Finally we passed the one man who could surely tell us how to find Kikito — the cable guy. He even volunteered to lead us in his van part of the way. Using his directions, we bumped along a dirt road next to the border fence, up and down a couple of hills where the city fades into scrubland. Then we found Kikito.
He was much larger than I’d imagined.
Kikito is an enormous photograph of a 1-year-old child, pasted onto plywood sheets. The assemblage is mounted on a huge, complex metal scaffold, 65 feet high, much like what painters erect to embrace the buildings they work on. Kikito’s scaffolding, however, doesn’t embrace anything. Instead, it pushes the enormous photograph towards, and above, the border wall’s severe vertical iron bars.
The structure is so big that to bring the photo into position, part of the hillside had to be excavated, and a hole dug deep into the ravine at the bottom. I felt like Dorothy going behind the curtain to confront the Wizard as he manically pulls levers to present his fierce, disembodied face to the world. Like the Wizard’s, you can only see Kikito’s visage the right way from the other side of the curtain — in this case, the metal fence separating Tecate from the U.S.
Virtually every family has a member or friend who’s crossed to the U.S., where over nine percent of the country’s population now lives.

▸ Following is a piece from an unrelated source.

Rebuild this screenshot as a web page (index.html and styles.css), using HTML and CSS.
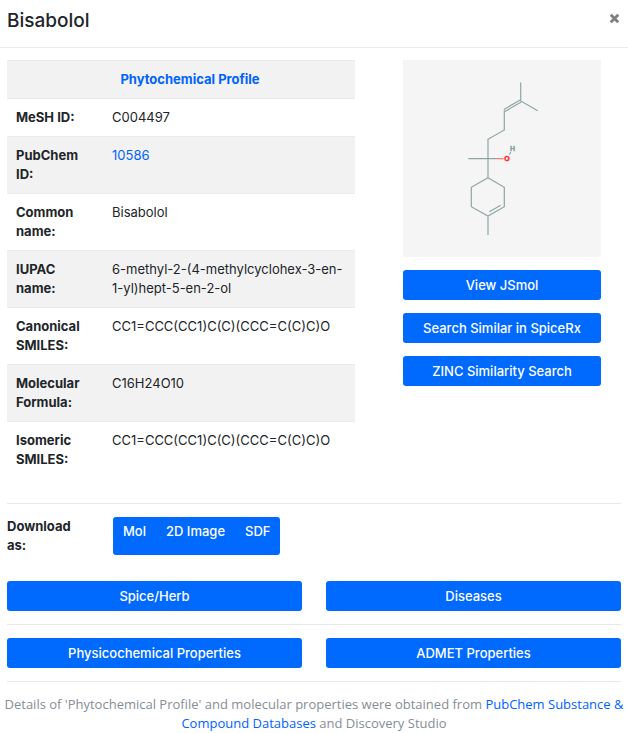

Viewed from the U.S. side, Kikito becomes a giant black-and-white toddler, his chubby hands appearing to grip the top of the border wall as he looks over it, into the mysterious United States. He has a slight smile.
If we’d been on the U.S. side, driving east from San Diego, we could have followed the directions Kikito’s creator, the French artist JR, posted on his website. There you can even see JR’s photograph of two U.S. Border Patrol agents staring at the baby. Apparently they often help visitors find the right spot.
We now have 20,000 Border Patrol agents, whose parked vans dot the desert all along the border wall from California to Texas, as they wait to grab someone trying to cross. Helping visitors find Kikito must provide a welcome break in the tedium of watching and waiting, and sweating in vans on shadeless hills, where the temperature climbs to 105 degrees and above.
At this spot along the border wall between Mexico and the U.S., Border Patrol agents fired through the wall and killed Ramsés Barron-Torrés. His portrait and a cross are on the wall of the building in Mexico below, where he fell. Agents say they were justified in shooting because people were throwing stones at them, but the street is far below and there is little danger that a stone could even pass through the iron bars at such a distance.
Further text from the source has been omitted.